Connor Jones

Personal information
- Full name: Connor Stephen Malcom Jones
- Date of birth: 30 November 1998 (age 26)
- Position(s): Midfielder

Youth career
- Bristol Rovers

Senior career*
- Years: Team / Apps / (Gls)
- 2016–2019: Bristol Rovers / 0 / (0)
- 2016–2017: → Yate Town (loan)
- 2017–2018: → Mangotsfield United (loan) / 23 / (0)
- 2018: → Mangotsfield United (loan) / 3 / (0)

= Connor Jones (footballer) =

English footballer (born 1998)

Connor Stephen Malcom Jones (born 30 November 1998) is an English professional footballer who plays as a midfielder.
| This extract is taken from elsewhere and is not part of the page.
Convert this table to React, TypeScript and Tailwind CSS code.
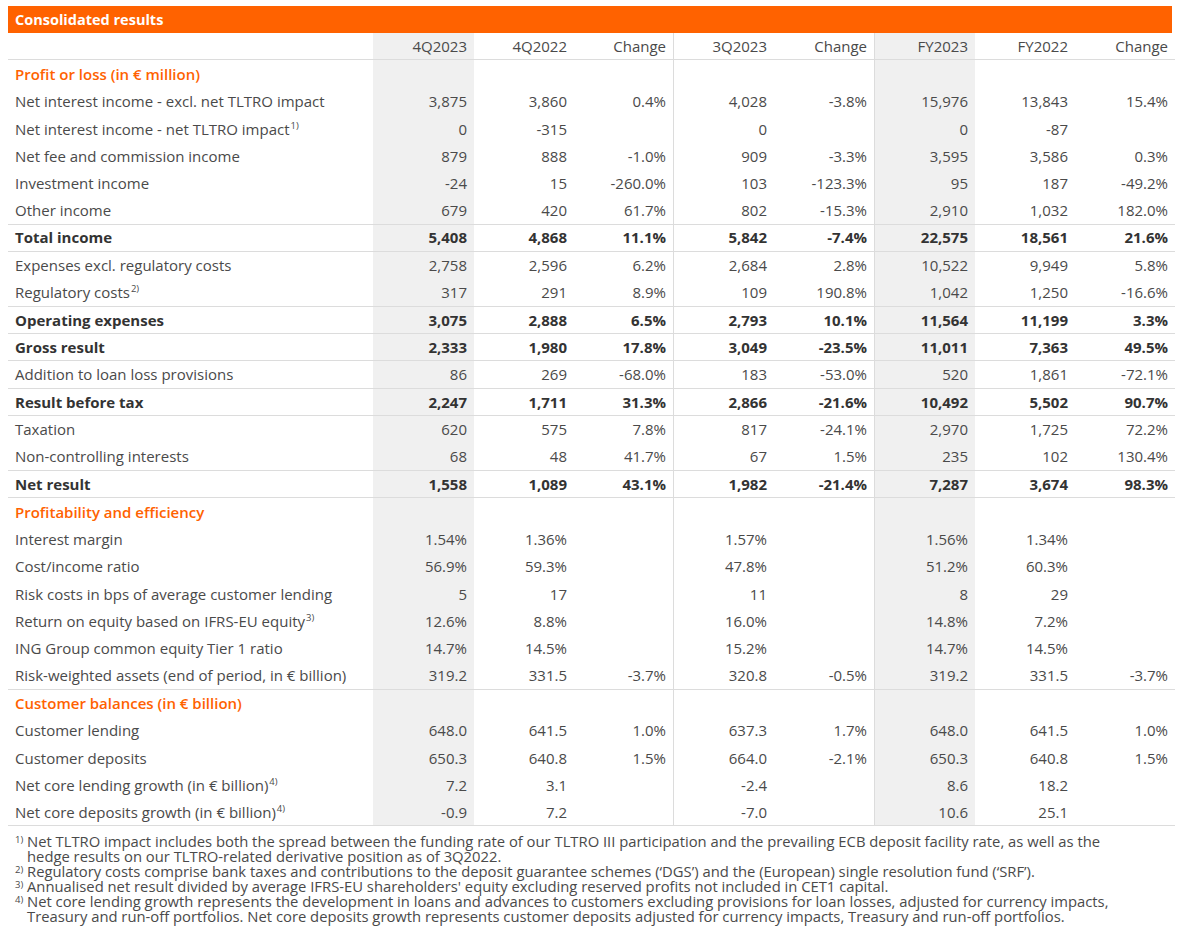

==Early and personal life==
Jones' father died in January 2018; the police investigated it as murder.

==Career==
Jones began his career at Bristol Rovers, spending time on loan at Yate Town during the 2016–17 season. He moved on loan to Mangotsfield United in November 2017, making 23 league appearances. He returned to Mangotsfield United for a second loan spell in March 2018, making a further 3 league appearances. He made his senior debut for Bristol Rovers on 13 November 2018 in the EFL Trophy, one of four Bristol Rovers players (alongside Tareiq Holmes-Dennis, Zain Walker and Theo Widdrington) to do so in that match.

He was released by Bristol Rovers at the end of the 2018–19 season.